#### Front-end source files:
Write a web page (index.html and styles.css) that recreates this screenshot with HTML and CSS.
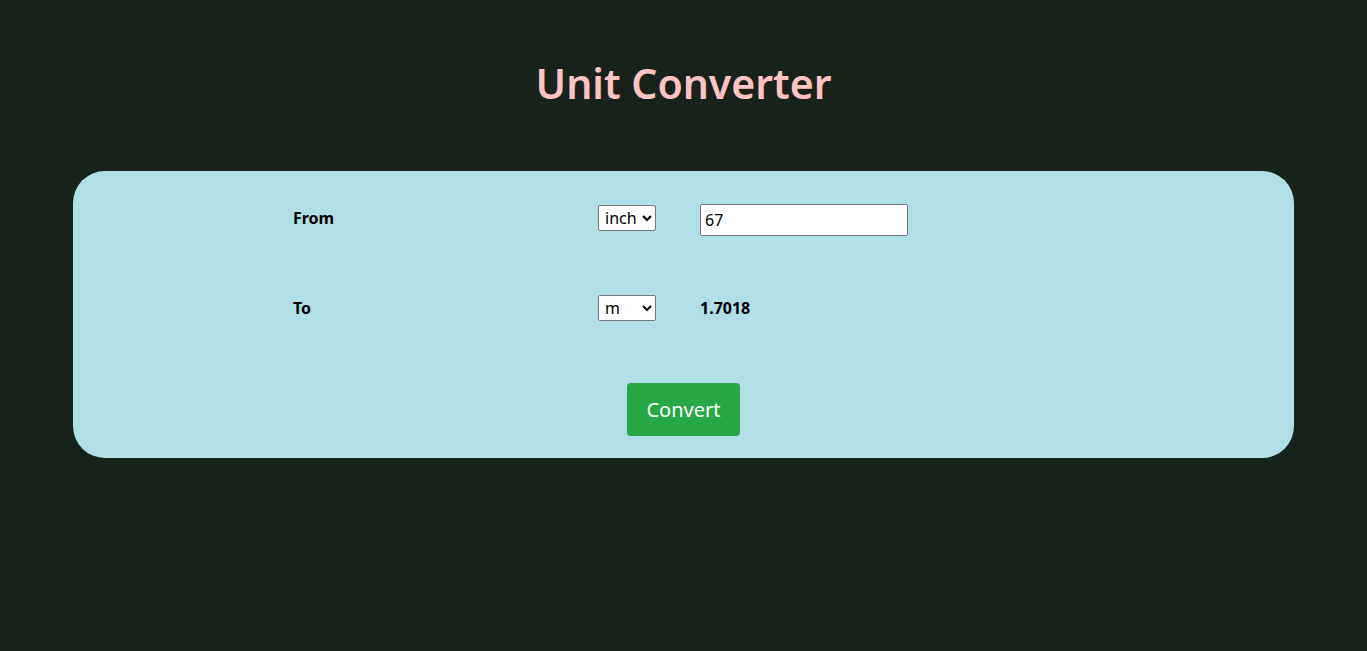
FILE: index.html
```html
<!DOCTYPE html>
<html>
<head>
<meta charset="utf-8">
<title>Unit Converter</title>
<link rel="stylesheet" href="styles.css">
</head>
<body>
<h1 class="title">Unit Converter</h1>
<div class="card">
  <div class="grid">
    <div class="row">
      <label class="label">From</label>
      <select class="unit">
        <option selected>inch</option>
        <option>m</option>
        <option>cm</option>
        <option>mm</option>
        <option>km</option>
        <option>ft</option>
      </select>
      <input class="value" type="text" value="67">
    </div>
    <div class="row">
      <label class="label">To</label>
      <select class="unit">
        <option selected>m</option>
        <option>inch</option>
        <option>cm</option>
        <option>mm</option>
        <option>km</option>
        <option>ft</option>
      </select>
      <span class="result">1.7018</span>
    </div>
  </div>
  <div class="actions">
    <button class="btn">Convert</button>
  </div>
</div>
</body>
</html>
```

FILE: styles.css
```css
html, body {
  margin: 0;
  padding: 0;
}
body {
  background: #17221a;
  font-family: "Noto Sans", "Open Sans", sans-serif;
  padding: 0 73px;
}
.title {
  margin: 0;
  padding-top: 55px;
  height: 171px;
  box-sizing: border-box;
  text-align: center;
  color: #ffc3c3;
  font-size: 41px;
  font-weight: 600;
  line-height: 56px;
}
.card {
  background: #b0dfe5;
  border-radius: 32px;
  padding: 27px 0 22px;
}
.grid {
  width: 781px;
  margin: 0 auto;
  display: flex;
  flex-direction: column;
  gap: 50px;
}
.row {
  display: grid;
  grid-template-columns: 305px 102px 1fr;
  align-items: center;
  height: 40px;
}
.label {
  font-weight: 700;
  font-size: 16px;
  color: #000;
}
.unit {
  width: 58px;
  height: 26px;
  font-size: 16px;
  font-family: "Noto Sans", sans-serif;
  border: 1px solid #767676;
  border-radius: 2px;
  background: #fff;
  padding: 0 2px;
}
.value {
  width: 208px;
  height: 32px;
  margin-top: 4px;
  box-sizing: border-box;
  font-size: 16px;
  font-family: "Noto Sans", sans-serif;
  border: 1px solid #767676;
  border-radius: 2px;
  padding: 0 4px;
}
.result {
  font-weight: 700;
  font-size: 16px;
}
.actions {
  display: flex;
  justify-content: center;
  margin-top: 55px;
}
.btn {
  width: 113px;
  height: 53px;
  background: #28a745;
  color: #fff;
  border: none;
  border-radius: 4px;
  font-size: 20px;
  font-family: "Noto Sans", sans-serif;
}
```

--

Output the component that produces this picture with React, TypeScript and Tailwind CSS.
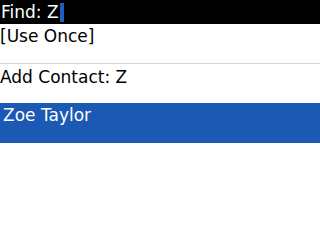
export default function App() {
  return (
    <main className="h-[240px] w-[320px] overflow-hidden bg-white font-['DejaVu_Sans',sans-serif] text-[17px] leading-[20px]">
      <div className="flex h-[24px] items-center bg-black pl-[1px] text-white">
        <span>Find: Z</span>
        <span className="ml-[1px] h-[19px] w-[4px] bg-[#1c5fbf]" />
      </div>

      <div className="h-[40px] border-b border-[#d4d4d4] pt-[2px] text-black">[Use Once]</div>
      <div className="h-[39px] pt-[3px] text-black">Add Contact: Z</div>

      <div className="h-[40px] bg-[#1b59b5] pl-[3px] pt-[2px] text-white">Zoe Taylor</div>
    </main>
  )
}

---

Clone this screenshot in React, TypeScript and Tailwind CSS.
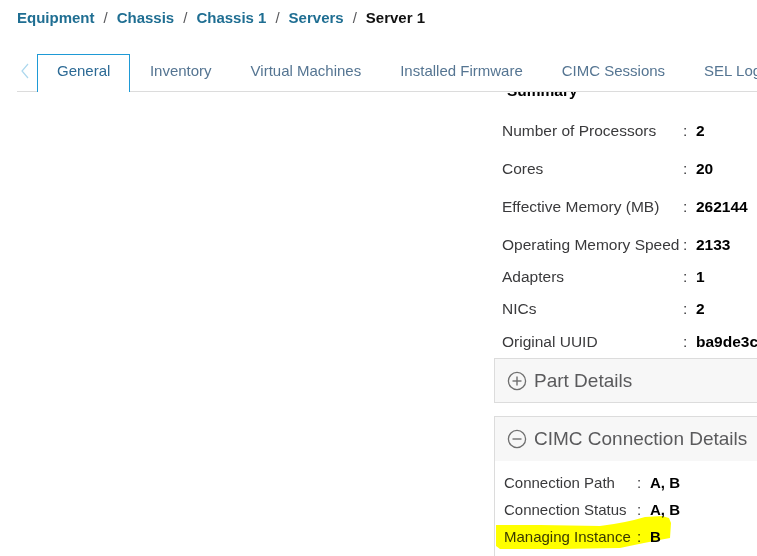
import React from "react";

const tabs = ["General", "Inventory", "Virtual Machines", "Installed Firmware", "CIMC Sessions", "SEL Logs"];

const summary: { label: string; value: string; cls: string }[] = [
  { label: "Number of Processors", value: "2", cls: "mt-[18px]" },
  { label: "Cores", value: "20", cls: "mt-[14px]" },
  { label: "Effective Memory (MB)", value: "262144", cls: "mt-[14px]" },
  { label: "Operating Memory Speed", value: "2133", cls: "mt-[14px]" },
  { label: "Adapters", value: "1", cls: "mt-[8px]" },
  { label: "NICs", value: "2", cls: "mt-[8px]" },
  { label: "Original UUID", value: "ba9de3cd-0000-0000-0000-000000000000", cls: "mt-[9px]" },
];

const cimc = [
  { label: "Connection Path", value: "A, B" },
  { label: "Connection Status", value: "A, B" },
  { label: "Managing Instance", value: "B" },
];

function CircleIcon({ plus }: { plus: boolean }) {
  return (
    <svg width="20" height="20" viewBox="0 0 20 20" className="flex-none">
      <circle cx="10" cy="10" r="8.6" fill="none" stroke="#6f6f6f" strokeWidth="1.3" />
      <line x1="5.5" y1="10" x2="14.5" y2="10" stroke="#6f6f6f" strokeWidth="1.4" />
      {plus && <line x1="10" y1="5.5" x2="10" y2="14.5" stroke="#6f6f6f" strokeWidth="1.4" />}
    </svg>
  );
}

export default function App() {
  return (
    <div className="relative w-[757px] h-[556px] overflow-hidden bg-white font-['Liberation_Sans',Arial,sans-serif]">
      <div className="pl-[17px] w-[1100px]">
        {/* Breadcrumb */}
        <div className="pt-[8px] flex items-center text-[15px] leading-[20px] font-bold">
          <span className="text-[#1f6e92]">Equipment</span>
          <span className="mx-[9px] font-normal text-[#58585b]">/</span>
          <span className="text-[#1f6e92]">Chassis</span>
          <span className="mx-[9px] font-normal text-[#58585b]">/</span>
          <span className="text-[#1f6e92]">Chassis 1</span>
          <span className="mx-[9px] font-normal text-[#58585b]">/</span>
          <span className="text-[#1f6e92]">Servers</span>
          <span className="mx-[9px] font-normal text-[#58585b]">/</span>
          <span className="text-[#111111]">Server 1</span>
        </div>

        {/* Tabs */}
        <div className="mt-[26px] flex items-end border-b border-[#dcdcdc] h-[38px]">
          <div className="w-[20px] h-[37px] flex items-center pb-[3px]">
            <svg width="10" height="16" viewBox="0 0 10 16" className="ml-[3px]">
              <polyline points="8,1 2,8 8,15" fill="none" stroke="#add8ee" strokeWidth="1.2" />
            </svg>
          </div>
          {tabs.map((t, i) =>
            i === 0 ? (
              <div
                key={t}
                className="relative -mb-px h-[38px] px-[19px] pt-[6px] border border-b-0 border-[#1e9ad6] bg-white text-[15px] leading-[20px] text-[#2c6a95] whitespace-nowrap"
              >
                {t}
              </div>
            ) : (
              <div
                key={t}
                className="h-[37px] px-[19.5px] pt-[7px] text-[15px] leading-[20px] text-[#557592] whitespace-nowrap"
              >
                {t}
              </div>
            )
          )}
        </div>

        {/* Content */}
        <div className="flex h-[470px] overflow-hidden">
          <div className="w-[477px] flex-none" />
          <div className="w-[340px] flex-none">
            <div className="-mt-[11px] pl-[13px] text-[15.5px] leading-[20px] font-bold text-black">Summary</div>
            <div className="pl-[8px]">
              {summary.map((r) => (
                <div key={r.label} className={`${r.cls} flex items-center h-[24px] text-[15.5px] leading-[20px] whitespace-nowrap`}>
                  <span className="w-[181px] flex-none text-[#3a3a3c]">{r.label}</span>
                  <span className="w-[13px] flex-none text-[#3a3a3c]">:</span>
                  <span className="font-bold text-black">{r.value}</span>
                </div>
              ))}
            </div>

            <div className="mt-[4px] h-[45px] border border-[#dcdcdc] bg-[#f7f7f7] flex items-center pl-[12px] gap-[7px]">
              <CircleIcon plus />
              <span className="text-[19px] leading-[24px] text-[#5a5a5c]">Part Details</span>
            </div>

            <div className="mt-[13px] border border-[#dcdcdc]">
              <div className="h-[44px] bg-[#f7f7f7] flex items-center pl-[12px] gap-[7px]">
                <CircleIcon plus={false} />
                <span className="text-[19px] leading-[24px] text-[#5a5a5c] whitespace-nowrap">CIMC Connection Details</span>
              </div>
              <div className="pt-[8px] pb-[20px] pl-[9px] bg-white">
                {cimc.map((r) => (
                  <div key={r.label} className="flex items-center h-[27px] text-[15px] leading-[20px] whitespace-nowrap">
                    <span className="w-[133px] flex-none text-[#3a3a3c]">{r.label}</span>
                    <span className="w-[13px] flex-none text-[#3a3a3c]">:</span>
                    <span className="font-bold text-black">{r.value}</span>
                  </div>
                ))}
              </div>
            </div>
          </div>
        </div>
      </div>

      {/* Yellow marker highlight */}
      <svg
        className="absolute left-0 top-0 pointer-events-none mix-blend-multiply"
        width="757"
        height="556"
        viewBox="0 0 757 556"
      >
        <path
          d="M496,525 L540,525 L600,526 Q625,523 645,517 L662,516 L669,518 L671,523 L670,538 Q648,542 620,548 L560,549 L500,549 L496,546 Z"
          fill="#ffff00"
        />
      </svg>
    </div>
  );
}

#### What the exercise asks:
Leave out every line without the string "screenshot" and copy the rest.

#### Finished exercise:
Write a web page (index.html and styles.css) that recreates this screenshot with HTML and CSS.
Clone this screenshot in React, TypeScript and Tailwind CSS.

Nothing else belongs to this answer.